Signs of improvement in the depressed North American drilling market and steady growth elsewhere helped oilfield services companies Schlumberger Ltd and Baker Hughes Inc beat Wall Street's profit expectations. Sector leader Schlumberger posted earnings above analysts' estimates for the sixth straight quarter, lifted by strong and consistent growth in countries including Saudi Arabia, Iraq, China and Australia.
Schlumberger shares were unchanged at $71 in morning trading. Cowen Securities analyst Jim Crandell said revenue in Europe and Latin America, in particular, fell short of his estimates. Third-ranked Baker Hughes' profit also topped estimates, and the company forecast a modest increase in US rig counts for 2013. As the United States starts to clear a natural gas glut created by the hydraulic fracturing revolution, prices for the fuel have improved, reducing the drag on drilling activity there.
"North America took a step in the right direction," Baker Hughes Chief Executive Officer Martin Craighead told analysts on a conference call on Friday. Baker Hughes shares were down 0.7 percent at $44.28. While overall earnings were down 30 percent from a year earlier, the company said increased drilling in Canada and a strong pumping business lifted its first-quarter profit in North America from the previous quarter.

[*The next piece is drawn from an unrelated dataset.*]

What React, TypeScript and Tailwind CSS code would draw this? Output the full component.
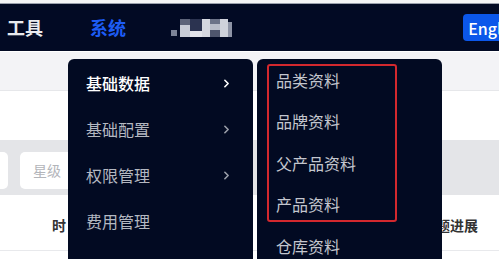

UBS analyst Angie Sedita said Baker had a solid quarter in the Middle East as well as North America, two areas of relative weakness in the past. "We expect further margin gains ahead (at a measured pace) across regions in 2013," she wrote in a note to investors.
Looking at signs that US land drilling was improving, Barclays analysts said the number of permits issued in the country rose by 8 percent in March from February. Schlumberger, which said last month that North American activity was weaker than expected, said it was still uncertain about the region. Low natural gas prices had made drilling for gas uneconomical in many fields and weighed down the prices charged for services like pressure pumping, which is used in hydraulic fracturing, or fracking.
Schlumberger, whose main offices are in Paris, Houston and The Hague, generated roughly two-thirds of its 2012 revenue outside North America, insulating itself from the always-volatile drilling region more than Halliburton or Baker Hughes did.
Schlumberger CEO Paal Kibsgaard said the outlook for drilling activity in international markets and for liquids in North America remained "pretty solid" at current oil prices. Kibsgaard stuck with his forecast that client spending outside North America would rise 10 percent this year, lifting Schlumberger earnings by a double-digit percentage rate.
Schlumberger's first-quarter net income fell 3 percent to $1.26 billion, or 94 cents per share. Excluding items, it was $1.01 per share, while revenue rose to $10.67 billion. Analysts had expected earnings of 99 cents per share on revenue of $10.7 billion, according to Thomson Reuters I/B/E/S.
Strong activity in Canada and solid results from the US Gulf of Mexico only partially offset weakness in US land drilling, the company said. While US natural gas prices rose 15 percent in the quarter, drilling has not yet bounced back, and gas producers have trimmed 2013 exploration budgets. As for Baker Hughes, its first-quarter net income fell to $267 million, or 60 cents per share, from $379 million, or 86 cents per share.